The band gap is the energy difference between the top of the valence band and the bottom of the conduction band; it determines how easily electrons can be excited to conduct electricity.
In quantum wells, the band structure is altered due to confinement effects, leading to quantized energy levels for electrons that can impact optical and electronic properties.
The effective mass of charge carriers in a material can change based on its band structure, affecting their mobility and overall conductivity.
Band structure theory is essential for understanding phenomena such as photoconductivity and magnetoresistance in various materials.
Review Questions
How does band structure theory help differentiate between conductors, semiconductors, and insulators?

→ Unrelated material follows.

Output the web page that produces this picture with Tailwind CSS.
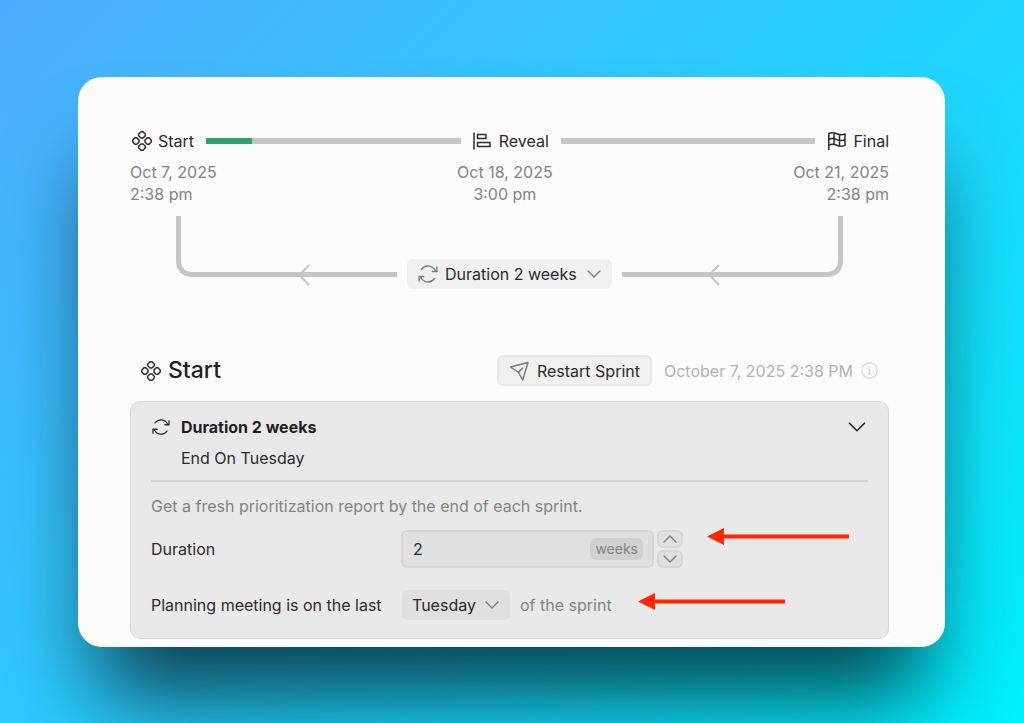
<!DOCTYPE html>
<html lang="en">
<head>
    <meta charset="UTF-8">
    <meta name="viewport" content="width=device-width, initial-scale=1.0">
    <title>Sprint schedule</title>
    <script src="https://cdn.jsdelivr.net/npm/@tailwindcss/browser@4"></script>
</head>
<body class="min-h-screen bg-[linear-gradient(135deg,#4facfe,#00f2fe)] pt-[77px] pb-[76px] pl-[78px] pr-[79px] font-['Inter','Liberation_Sans',sans-serif] text-base text-[#2b2b2b]">
    <!-- shared icons -->
    <svg class="hidden">
        <symbol id="icon-start" viewBox="0 0 20 20" fill="none" stroke="currentColor" stroke-width="1.5" stroke-linejoin="round">
            <path d="M9 .8h2l2.300 2.200v1.800L11 7H9L6.700 4.800V3zM9 13h2l2.300 2.200V17L11 19.200H9L6.700 17v-1.800zM3 6.700h1.800L7 9v2l-2.200 2.300H3L.8 11V9zM15.200 6.700H17L19.200 9v2L17 13.300h-1.800L13 11V9z"/>
        </symbol>
        <symbol id="icon-cycle" viewBox="0 0 20 20" fill="none" stroke="currentColor" stroke-width="1.4" stroke-linecap="round" stroke-linejoin="round">
            <path d="M3.300 5.500C7.300 .4 14.600 1 17.700 7.200M18.900 3v4.500h-4.600M16.700 14.500C12.700 19.600 5.400 19 2.300 12.800M1.100 17v-4.500h4.600"/>
        </symbol>
        <symbol id="icon-chevron" viewBox="0 0 16 16" fill="none" stroke="currentColor" stroke-linecap="round" stroke-linejoin="round">
            <path d="M2 5l6 6 6-6"/>
        </symbol>
    </svg>

    <main class="rounded-3xl bg-[#fcfcfc] pt-[53px] pb-2 pl-[52px] pr-14 shadow-[0_70px_90px_-20px_rgba(0,0,0,0.7)]">
        <!-- timeline -->
        <section>
            <div class="flex h-[22px] items-center">
                <svg class="mr-1.5 ml-0.5 size-5"><use href="#icon-start"/></svg>
                <span>Start</span>
                <div class="mx-3 h-1.5 flex-1 bg-[#c5c6c5]">
                    <div class="h-full bg-[#30a46c]" style="width: 18%"></div>
                </div>
                <svg class="mr-2 h-[18px] w-[18px]" viewBox="0 0 18 18" fill="none" stroke="currentColor" stroke-width="1.5" stroke-linejoin="round">
                    <path d="M1 .5v17M4.500 2.500h8.500v4H4.500zM4.500 10.500H17v4H4.500z"/>
                </svg>
                <span>Reveal</span>
                <div class="mx-3 h-1.5 flex-1 bg-[#c5c6c5]"></div>
                <svg class="mr-1.5 h-5 w-5" viewBox="0 0 20 20" fill="none" stroke="currentColor" stroke-width="1.5" stroke-linejoin="round">
                    <path d="M1.800 19V2.500c3.200-1.700 5.600-.8 8 .3s5 1.600 8.200 0v11.500c-3.200 1.600-5.800 1.100-8.200 0s-4.800-1.900-8-.2M1.800 8.300c3.200-1.700 5.600-.8 8 .3s5 1.600 8.200 0M7 1.800v11.500M12.500 3.600v11.500"/>
                </svg>
                <span>Final</span>
            </div>
            <div class="mt-[9px] flex justify-between leading-[22px] text-[#838383]">
                <p>Oct 7, 2025<br>2:38 pm</p>
                <p class="text-center">Oct 18, 2025<br>3:00 pm</p>
                <p class="text-right">Oct 21, 2025<br>2:38 pm</p>
            </div>
            <!-- loop back from the final date to the start -->
            <div class="mt-[11px] flex items-start gap-2.5 px-[46px]">
                <div class="relative h-[61px] flex-1 rounded-bl-[15px] border-b-[5px] border-l-[5px] border-[#c5c6c5]">
                    <svg class="absolute -bottom-3.5 left-[54%] h-[22px] w-3 text-[#c5c6c5]" viewBox="0 0 12 22" fill="none" stroke="currentColor" stroke-width="2"><path d="M11 1L1.500 11 11 21"/></svg>
                </div>
                <div class="relative mt-[43px] text-[#7c7c7c]">
                    <svg class="pointer-events-none absolute top-[5px] left-[11px] size-5"><use href="#icon-cycle"/></svg>
                    <select aria-label="Sprint duration" class="h-[30px] w-[205px] appearance-none rounded-md bg-[#f0f0f0] pl-[38px] text-[#2b2b2b]">
                        <option>Duration 2 weeks</option>
                    </select>
                    <svg class="pointer-events-none absolute top-[7px] right-2.5 size-4 stroke-[1.4]"><use href="#icon-chevron"/></svg>
                </div>
                <div class="relative h-[61px] flex-1 rounded-br-[15px] border-r-[5px] border-b-[5px] border-[#c5c6c5]">
                    <svg class="absolute -bottom-3.5 left-[40%] h-[22px] w-3 text-[#c5c6c5]" viewBox="0 0 12 22" fill="none" stroke="currentColor" stroke-width="2"><path d="M11 1L1.500 11 11 21"/></svg>
                </div>
            </div>
        </section>

        <section class="mt-[66px]">
            <div class="flex h-[31px] items-center px-[11px]">
                <svg class="mr-[7px] size-5"><use href="#icon-start"/></svg>
                <h2 class="text-[23px] font-medium text-[#1f1f1f]">Start</h2>
                <button type="button" class="ml-auto flex h-[31px] items-center gap-2 rounded-md border-2 border-[#e8e8e8] bg-[#f0f0f0] px-2.5">
                    <svg class="size-5 text-[#7c7c7c]" viewBox="0 0 20 20" fill="none" stroke="currentColor" stroke-width="1.500" stroke-linejoin="round" stroke-linecap="round">
                        <path d="M1.500 6L19 1.500 13.700 19 9.500 11.500zM9.500 11.500l4-4.500"/>
                    </svg>
                    Restart Sprint
                </button>
                <span class="mr-2 ml-3 text-[#b2b3b2]">October 7, 2025 2:38 PM</span>
                <svg class="size-[17px] text-[#d5d6d5]" viewBox="0 0 17 17" fill="none" stroke="currentColor" stroke-width="1.300">
                    <circle cx="8.500" cy="8.500" r="7.700"/><path d="M7 7.500h1.700V12M6.800 12h3.600M8.500 4.300v1.500"/>
                </svg>
            </div>

            <div class="mt-[15px] rounded-[10px] border border-[#d8dada] bg-[#e9e9e9] px-5 pt-3.5 pb-[18px]">
                <div class="flex h-[22px] items-center">
                    <svg class="mr-[11px] ml-px size-[18px]"><use href="#icon-cycle"/></svg>
                    <h3 class="font-bold text-[#1f1f1f]">Duration 2 weeks</h3>
                    <button type="button" aria-label="Collapse" class="ml-auto">
                        <svg class="mr-px size-5 stroke-[1.4]"><use href="#icon-chevron"/></svg>
                    </button>
                </div>
                <p class="mt-[9px] pl-[30px] leading-[22px]">End On Tuesday</p>
                <hr class="mt-[11px] border-t-2 border-[#d2d3d2]">
                <p class="mt-[13px] leading-[22px] text-[#838383]">Get a fresh prioritization report by the end of each sprint.</p>

                <div class="relative mt-[13px] flex h-[38px] items-center">
                    <label for="duration" class="w-[250px]">Duration</label>
                    <div class="relative">
                        <input id="duration" type="text" value="2" class="h-[38px] w-[253px] rounded-md border-2 border-[#d6d6d6] bg-[#e0e0e0] pr-20 pl-2.5">
                        <span class="absolute top-2 right-[11px] h-[22px] rounded-md bg-[#d1d1d1] px-[5px] text-sm leading-[22px] text-[#838383]">weeks</span>
                    </div>
                    <div class="ml-[3px] flex flex-col gap-0.5 text-[#7c7c7c]">
                        <button type="button" aria-label="Increase" class="flex h-[18px] w-[26px] items-center justify-center rounded-md border-2 border-[#d6d6d6] bg-[#e0e0e0]">
                            <svg class="size-4 rotate-180 stroke-[1.4]"><use href="#icon-chevron"/></svg>
                        </button>
                        <button type="button" aria-label="Decrease" class="flex h-[18px] w-[26px] items-center justify-center rounded-md border-2 border-[#d6d6d6] bg-[#e0e0e0]">
                            <svg class="size-4 stroke-[1.4]"><use href="#icon-chevron"/></svg>
                        </button>
                    </div>
                    <svg class="absolute -top-0.5 left-[556px] h-[17px] w-[142px]" viewBox="0 0 142 17" fill="#ff2600"><path d="M0 8.500L17 0v6.500h125v4H17V17z"/></svg>
                </div>

                <div class="relative mt-[22px] flex h-[30px] items-center">
                    <label for="weekday" class="w-[251px]">Planning meeting is on the last</label>
                    <div class="relative text-[#7c7c7c]">
                        <select id="weekday" class="h-[30px] w-[108px] appearance-none rounded-md bg-[#e0e0e0] pl-2.5 text-[#2b2b2b]">
                            <option>Tuesday</option>
                        </select>
                        <svg class="pointer-events-none absolute top-[7px] right-2.5 size-4 stroke-[1.4]"><use href="#icon-chevron"/></svg>
                    </div>
                    <span class="ml-2.5 text-[#838383]">of the sprint</span>
                    <svg class="absolute top-[3px] left-[487px] h-[17px] w-[147px]" viewBox="0 0 147 17" fill="#ff2600"><path d="M0 8.500L17 0v6.500h130v4H17V17z"/></svg>
                </div>
            </div>
        </section>
    </main>
</body>
</html>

Band structure theory differentiates conductors, semiconductors, and insulators based on the presence of allowed energy bands and their separation. Conductors have overlapping valence and conduction bands, allowing electrons to move freely. Semiconductors possess a small band gap that allows for some electron excitation under certain conditions, while insulators have a large band gap that prevents electron movement under normal circumstances.
Discuss how quantum wells modify the band structure and what implications this has for electronic devices.
Quantum wells modify the band structure by confining charge carriers within narrow dimensions, leading to quantized energy levels. This confinement increases the transition probabilities for electrons, which enhances optical properties like photoluminescence. These modified characteristics are critical for applications in lasers and high-speed transistors, as they allow for better control over electronic and optoelectronic behaviors.
Evaluate the role of the Fermi level in determining material behavior according to band structure theory and its implications for device applications.
The Fermi level is crucial in determining how materials behave under different conditions according to band structure theory. It indicates the highest energy level occupied by electrons at absolute zero and shifts with temperature or doping. This shift affects carrier concentration and conductivity; for instance, moving the Fermi level closer to the conduction band can turn a semiconductor into a more conductive material. Understanding this relationship is vital for designing devices like diodes and transistors, where precise control over electronic properties is required.
Energy bands are ranges of energy levels within which electrons are allowed to exist in a solid; they are formed due to the overlap of atomic orbitals in a crystal lattice.
The Fermi level is the highest energy level occupied by electrons at absolute zero temperature, which plays a critical role in determining the electrical properties of materials.
Quantum confinement occurs when charge carriers are restricted in size to dimensions comparable to their de Broglie wavelength, leading to discrete energy levels in nanostructures like quantum wells.